Silence, almonds and the grocery siesta
Modern life is present, just rationed. A single grocery opens 09:00-13:00, shuts faster than a theatre curtain, and that’s your lot. Bread arrives only on alternate days; eggs sell out by ten. Fill the boot in Balaguer, 19 km down the C-53, before you wind up the last ridge. The reward is acoustic: church bells instead of ringtones, goat bells instead of pop-up notifications. Spring brings the brief pastel explosion of almond blossom—photographers arrive with long lenses and leave the same afternoon, proving the place still hasn’t figured out how to be a destination.
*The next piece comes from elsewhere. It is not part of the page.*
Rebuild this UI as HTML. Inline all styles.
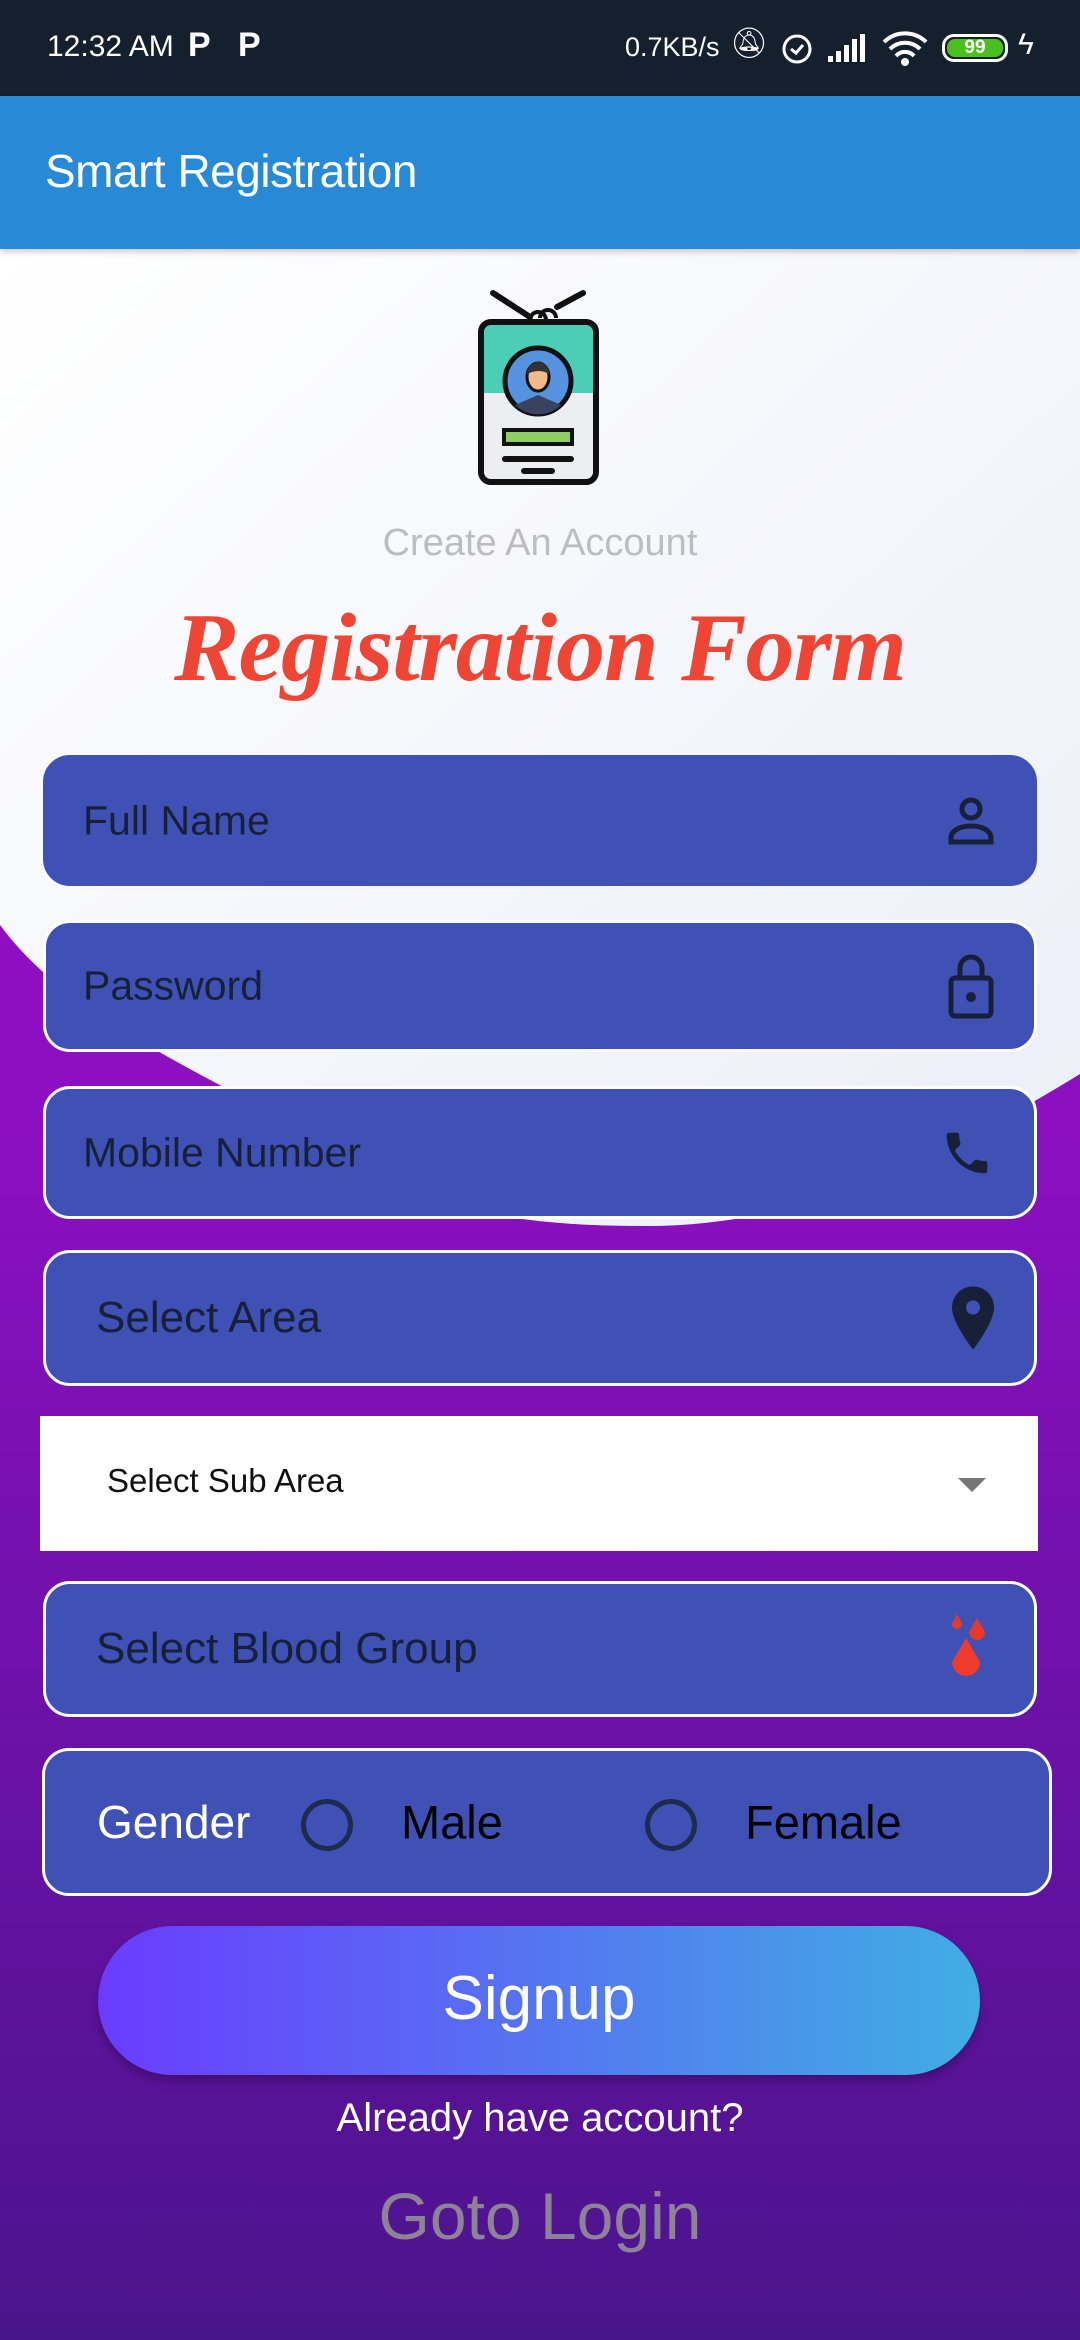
<!DOCTYPE html>
<html><head><meta charset="utf-8"><style>
*{margin:0;padding:0;box-sizing:border-box}
body{width:1080px;height:2340px;position:relative;overflow:hidden;font-family:"Liberation Sans",sans-serif;background:linear-gradient(#a60cd6 0%,#8a0fc0 50%,#4a148c 100%)}
.abs{position:absolute}
.f{position:absolute;left:43px;width:994px;background:#3f51b5;border-radius:27px;border:3px solid #fff}
.f span{position:absolute;top:50%;transform:translateY(-50%);font-size:41px;color:#172038}
.ic{position:absolute;right:40px;top:50%;transform:translateY(-50%)}
</style></head><body>
<svg class="abs" style="left:0;top:0" width="1080" height="1240">
<defs><linearGradient id="wg" x1="0" y1="0" x2="1" y2="1"><stop offset="0" stop-color="#ffffff"/><stop offset="1" stop-color="#eceef8"/></linearGradient></defs>
<path d="M0 240 H1080 V1074 C940 1160 800 1228 640 1226 C520 1226 420 1210 340 1150 C200 1070 70 1020 0 925 Z" fill="url(#wg)"/>
</svg>
<div class="abs" style="left:0;top:0;width:1080px;height:96px;background:#15202f;color:#fff;font-size:30px">
<span class="abs" style="left:47px;top:30px">12:32 AM</span>
<span class="abs" style="left:188px;top:26px;font-weight:bold;font-size:34px">P</span>
<span class="abs" style="left:238px;top:26px;font-weight:bold;font-size:34px">P</span>
<span class="abs" style="left:625px;top:32px;font-size:27px">0.7KB/s</span>
<span class="abs" style="left:730px;top:26px;font-size:30px">🔕︎</span>
<svg class="abs" style="left:780px;top:30px" width="34" height="36"><circle cx="17" cy="19" r="13" fill="none" stroke="#fff" stroke-width="3"/><path d="M11 19l5 4 7-8" fill="none" stroke="#fff" stroke-width="3"/></svg>
<svg class="abs" style="left:826px;top:32px" width="40" height="32"><path d="M2 30h5v-6H2zM10 30h5v-11h-5zM18 30h5v-17h-5zM26 30h5v-23h-5zM34 30h5v-28h-5z" fill="#fff"/></svg>
<svg class="abs" style="left:882px;top:30px" width="46" height="36"><path d="M2 12a30 30 0 0 1 42 0M8 19a21 21 0 0 1 30 0M14 26a12 12 0 0 1 18 0" fill="none" stroke="#fff" stroke-width="4"/><circle cx="23" cy="32" r="4" fill="#fff"/></svg>
<div class="abs" style="left:942px;top:34px;width:66px;height:28px;border:3px solid #fff;border-radius:12px;padding:2px"><div style="width:100%;height:100%;background:#49c01e;border-radius:8px;font-size:19px;font-weight:bold;text-align:center;line-height:18px;color:#fff">99</div></div>
<span class="abs" style="left:1018px;top:28px;font-size:30px">ϟ</span>
</div>
<div class="abs" style="left:0;top:96px;width:1080px;height:153px;background:#2889d6;box-shadow:0 3px 6px rgba(0,0,0,.2)">
<span class="abs" style="left:45px;top:48px;font-size:46px;color:#fff;letter-spacing:-0.5px">Smart Registration</span>
</div>
<svg class="abs" style="left:470px;top:285px" width="140" height="205" viewBox="470 285 140 205">
<path d="M493 293L530 317M583 293L557 307" stroke="#111" stroke-width="6" stroke-linecap="round"/>
<path d="M530 320a8 8 0 0 1 16 0M540 318a8 8 0 0 1 16 0" fill="none" stroke="#111" stroke-width="4"/>
<rect x="481" y="322" width="115" height="160" rx="10" fill="#eceef2"/>
<path d="M491 322h95a10 10 0 0 1 10 10v61h-115v-61a10 10 0 0 1 10-10z" fill="#4ccdb6"/>
<rect x="481" y="322" width="115" height="160" rx="10" fill="none" stroke="#111" stroke-width="6"/>
<circle cx="538" cy="381" r="33" fill="#5592e0" stroke="#111" stroke-width="5"/>
<path d="M515 405l23-10 23 10a33 33 0 0 1-46 0z" fill="#3a4260"/>
<ellipse cx="538" cy="377" rx="11" ry="14" fill="#f2b98c" stroke="#111" stroke-width="3"/>
<path d="M527 374a11 12 0 0 1 22 0c-6-4-14-4-22 0z" fill="#333"/>
<rect x="504" y="430" width="68" height="14" fill="#8fcf62" stroke="#111" stroke-width="4"/>
<path d="M505 459h66M524 471h28" stroke="#111" stroke-width="6" stroke-linecap="round"/>
</svg>
<div class="abs" style="left:0;width:1080px;top:522px;text-align:center;font-size:38px;color:#bdbdbd">Create An Account</div>
<div class="abs" style="left:0;width:1080px;top:592px;text-align:center;font-family:'Liberation Serif',serif;font-style:italic;font-weight:bold;font-size:98px;color:#ef4535;letter-spacing:-1px">Registration Form</div>

<div class="f" style="top:755px;height:131px;border-color:#3f51b5"><span style="left:37px">Full Name</span>
<svg class="ic" width="46" height="50" viewBox="0 0 46 50"><circle cx="23" cy="13" r="9" fill="none" stroke="#172038" stroke-width="5"/><path d="M3 46v-4c0-8 10-12 20-12s20 4 20 12v4z" fill="none" stroke="#172038" stroke-width="5"/></svg></div>
<div class="f" style="top:920px;height:132px"><span style="left:37px">Password</span>
<svg class="ic" width="46" height="68" viewBox="0 0 46 68"><path d="M12 26V16a11 11 0 0 1 22 0v10" fill="none" stroke="#172038" stroke-width="5"/><rect x="3" y="26" width="40" height="38" rx="4" fill="none" stroke="#172038" stroke-width="5"/><circle cx="23" cy="45" r="5" fill="#172038"/></svg></div>
<div class="f" style="top:1086px;height:133px"><span style="left:37px">Mobile Number</span>
<svg class="ic" width="54" height="58" viewBox="0 0 24 24"><path d="M6.6 10.8c1.4 2.8 3.8 5.1 6.6 6.6l2.2-2.2c.3-.3.7-.4 1-.2 1.1.4 2.3.6 3.6.6.6 0 1 .4 1 1V20c0 .6-.4 1-1 1C10.6 21 3 13.4 3 4c0-.6.4-1 1-1h3.5c.6 0 1 .4 1 1 0 1.3.2 2.5.6 3.6.1.3 0 .7-.2 1z" fill="#172038"/></svg></div>
<div class="f" style="top:1250px;height:136px"><span style="left:50px;font-size:44px">Select Area</span>
<svg class="ic" width="42" height="64" viewBox="0 0 24 36"><path d="M12 0C5 0 0 5.5 0 12c0 9 12 24 12 24s12-15 12-24C24 5.5 19 0 12 0z" fill="#172038"/><circle cx="12" cy="12" r="4" fill="#3f51b5"/></svg></div>
<div class="abs" style="left:40px;top:1416px;width:998px;height:135px;background:#fff">
<span class="abs" style="left:67px;top:46px;font-size:33px;color:#111">Select Sub Area</span>
<div class="abs" style="left:918px;top:62px;width:0;height:0;border-left:14px solid transparent;border-right:14px solid transparent;border-top:14px solid #757575"></div></div>
<div class="f" style="top:1581px;height:136px"><span style="left:50px;font-size:44px">Select Blood Group</span>
<svg class="ic" style="right:45px" width="44" height="70" viewBox="0 0 44 70"><path d="M12 0l5 10a5 5 0 0 1-10 0z" fill="#e53a2a"/><path d="M32 4l8 14a8 8 0 0 1-16 0z" fill="#e53a2a"/><path d="M21 24l14 24a14 14 0 0 1-28 0z" fill="#ef3b2c"/></svg></div>
<div class="f" style="top:1748px;height:148px;width:1010px;left:42px">
<span style="left:52px;color:#fff;font-size:46px">Gender</span>
<div class="abs" style="left:256px;top:48px;width:52px;height:52px;border:5px solid #1e2a50;border-radius:50%"></div>
<span style="left:356px;color:#000;font-size:47px">Male</span>
<div class="abs" style="left:600px;top:48px;width:52px;height:52px;border:5px solid #1e2a50;border-radius:50%"></div>
<span style="left:700px;color:#000;font-size:47px">Female</span></div>
<div class="abs" style="left:98px;top:1926px;width:882px;height:149px;border-radius:75px;background:linear-gradient(90deg,#6a3cff,#40aee3);box-shadow:0 6px 10px rgba(0,0,0,.25);text-align:center;line-height:145px;color:#fff;font-size:62px">Signup</div>
<div class="abs" style="left:0;width:1080px;top:2096px;text-align:center;color:#fff;font-size:40px">Already have account?</div>
<div class="abs" style="left:0;width:1080px;top:2178px;text-align:center;color:#8e8296;font-size:66px">Goto Login</div>
</body></html>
Walking without way-markers
Footpaths radiate from the upper houses like cracks in pottery. None are signed in English, yet you can’t get lost: pick a farm track, keep the village silhouette behind you, and within thirty minutes you’re among wheat, rosemary and the smell of hot resin. Carry water; shade is a negotiable extra. Summer highs brush 38 °C; in January the same trail can be edged with hoar frost and the Pyrenees glitter 80 km north. The loop east to the abandoned masia of La Pineda takes ninety minutes and ends with thyme-scented biscuits if the bakery van has made its Tuesday run.
Oil, bread and the card machine that never arrived
Lunch options are limited but honest. Bar Social does toast rubbed with tomato, a glug of local co-op oil, and coffee that costs €1.20 if you stand at the counter. Vegetarians survive on escalivada—peppers and aubergine grilled until they taste of smoke. The co-op itself sells mild goat cheese from Cubells and five-litre tins of extra-virgin so gentle you could drink it. Neither outlet accepts cards; the nearest cash point is back down in Balaguer, so stuff a note into your pocket before you stride out.
When the village remembers it’s a village
Visit in late June and you’ll stumble into revetlla de Sant Joan: a pallet bonfire, children shrieking, elders guarding plastic chairs as if they were thrones. September’s festa major fills the plaça with a brass band that could wake the Moorish dead; the one police officer closes the road so neighbours can dance a sardana across the asphalt. Outside these dates the soundtrack is a single television leaking through an open window and, at 22:00 sharp, the metal shutter of Bar Social rattling down for the night.
Getting here, getting out
No railway line, no Uber, no excuses: you need wheels. Fly to Barcelona or Reus, collect the hire car, and allow 1 h 45 min on the AP-2 followed by a final 12 km of curves where sheep have right of way. In August the asphalt softens and tyres hiss; after heavy rain the same road smells of wet slate and you’ll meet more red squirrels than vehicles. Winter is generally open, but a freak snowstorm in 2022 cut the village off for 36 hours—pack a blanket and a bag of crisps between December and February just in case.
Why bother?
Castelló won’t instagram itself. The castle has no gift shop, the walks lack souvenir kiosks, and night-life is a bottle of Priorat on the hostel terrace plus a sky full of shooting stars. What it offers is a calibration service for urban clocks: four days here and a British weekday frenzy feels like someone else’s novel. Come if you want to remember what 07:00 smells like when the only thing stirring is a farmer heading for the almond rows, or if you need proof that “quiet” is not the same as “boring”—merely a lower volume for better conversation.